Рязанка (Приставкин) - страница 81

Ну, уж отшагивая следом за его широкой спиной в караулку, я все прикидывал, лениво, правда, сил не было всерьез переживать, чем теперь возьмет с меня за свой позор, испытанный на глазах у солдат? Не даст мне двух часов на отдых, как в прошлый раз? Он тогда заставил искать закатившийся якобы под стол патрон, а сам украл у меня патрон, положил в карман. Их сдают по счету, сверкающие патрончики, запихивая в высверленные гнездышки в квадратном куске дерева. Не надо считать, все сразу видно. А тут одно гнездо оказалось пустым.

Пока я извлекал патроны из рожка, он, видать, и сунул в карман… А сам приказал искать на полу. Два часа я елозил по этому полу. А через два часа он отдал патрон, с ухмылкой достав из кармана, а за грязную гимнастерку послал в очередной наряд. Куда? Ну, конечно, на кухню!

Но в этот день, помню отчетливо, мы вернулись в караулку, а Писля не доложил дежурному офицеру о моем чрезвычайном проступке. Промолчал. И поспать дал. Два полных часа. А когда снова поднимал, не руганью, не тычком нас будил. Да и вообще, будто не приказывал, будто просил: «Братцы… Пора, братцы, в караул!»

Вот тут мне и показалось, что я окончательно спятил, если мой личный враг Писля меня братцем называет! Но все разъяснилось, когда в караулку вернулся дежурный офицер. Проверяя нас, как полагалось перед выходом, он произнес, глядя в пол:

— Новость такая… Сталин умер. — И отвернулся, пряча лицо.

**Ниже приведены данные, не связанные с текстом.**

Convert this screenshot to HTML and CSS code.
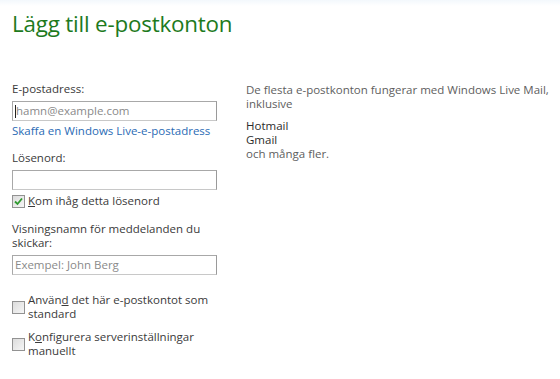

Ну, конечно, мы читали вслух бюллетени о его болезни, и они тоже были как гром среди ясного дня. Они оставляли нас в состоянии тревоги, беспомощного ожидания, но они не ввергали нас в ужас перед неотвратимостью, ибо речь шла не об обычном человеке, а речь шла о бессмертном вожде. И оставалась надежда: он не такой, как мы и как остальные! А значит, он не умрет.

А он умер.

Я стоял во дворе базы, положив руки на автомат, чтобы они хоть немного отдохнули, и тихо плакал. Не помню, кого мне было жальче, себя или товарища Сталина, родного и любимого. Но именно от него пришло облегчение ко мне в эту безумную ночь, ведь я мог сотворить с собой что-нибудь, я уже не видел просвета в этой жизни.

Сержант бы добил, доконал бы меня все равно. Не добил, не стал добивать лишь потому, что умер Сталин. Значит, в день его смерти случилось что-то такое, что нельзя было меня добивать. Почему нельзя — этого я не знаю. Но я сам видел, что они, и Писля, и дежурный офицер, на это время становятся другими. Другой голос, другие слова, повадки. Даже по отношению к нам, отданным на заклание: Олехову, Куцеру и ко мне.

В казарме из репродуктора звучала траурная музыка, шла трансляция из Москвы. Нас не погнали, как обычно, на строевую, а посадили в ленкомнате и велели читать четвертую главу Истории партии, эту главу, мы знали, написал он сам, своею сталинской рукой.